/Students visit historical Selma residence

Students visit historical Selma residence

On Sept. 13, Dr. Erin Chandler’s English composition class ventured to Selma, Ala. in order to see the Jackson Home, an unassuming house that once opened its doors to historical black leaders from Booker T. Washington to Martin Luther King Jr.

When we arrived at the house, we were led to the back door as if we were part of the family. Upon entering the home, there was also an immediate familial atmosphere. The house was overflowing with historical artifacts from 1912 and on. However, it is not solely the historical figures housed there that makes it such a powerful place to visit.
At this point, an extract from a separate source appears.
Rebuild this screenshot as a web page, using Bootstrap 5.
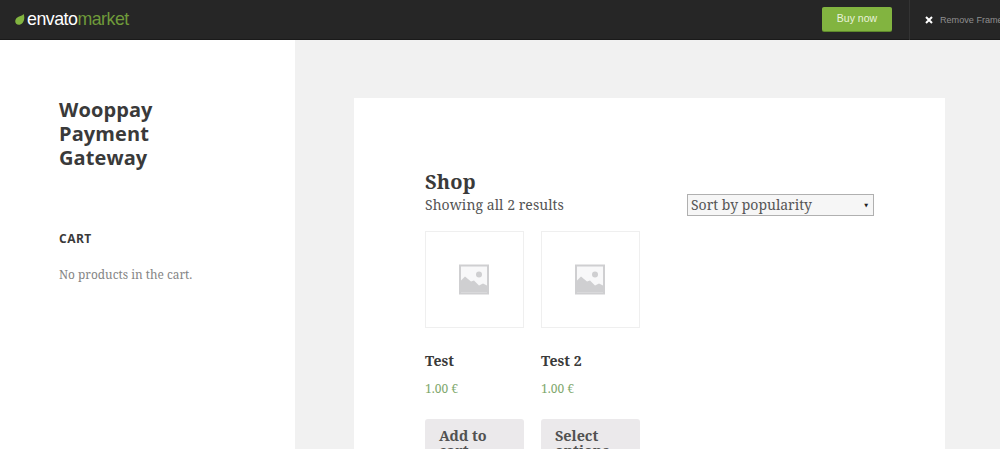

According to Jawana Jackson, the current owner of the home, the house is “a myriad of stories.” It all began with Anthony and Ellen Richardson, Jawana’s ancestors, who had a dream to contribute to the community and the country by emphasizing the importance of principles. Their son-in-law, Dr. Richard Byron Hudson, built the house in 1912 in hopes of using it as a tool to educate people. “It was built by an educator to educate the masses, our community, our nation,” Jackson said.

Since then it has gently sheltered causes for the civil rights movement, housing activists such as W.E.B Du Bois, Dr. Ralph Bunche and Martin Luther King Jr. Most famous of these, of course, is Martin Luther King Jr. He stayed in the home with Jackson’s parents.

Dr. King was especially close to her and her family. So close, in fact, that she said, “He was Uncle Martin to me. He was the man who read me bedtime stories.”

Since no hotel would allow King to stay there, the Jacksons welcomed him into their home. During his stay, he and other civil rights leaders helped plan the successful march from Selma to Montgomery that sparked the Voting Rights Act of 1965.

Sadly, the Jackson Home’s historical relevance often goes unnoticed. With little funding to preserve the house, few people have been able to experience this conduit to the past. Jackson’s ultimate goal for the house is to foster new thought and discuss the issues of today along with teaching the overall history of the home. She reiterates, “I know that this house can be a resource for that.”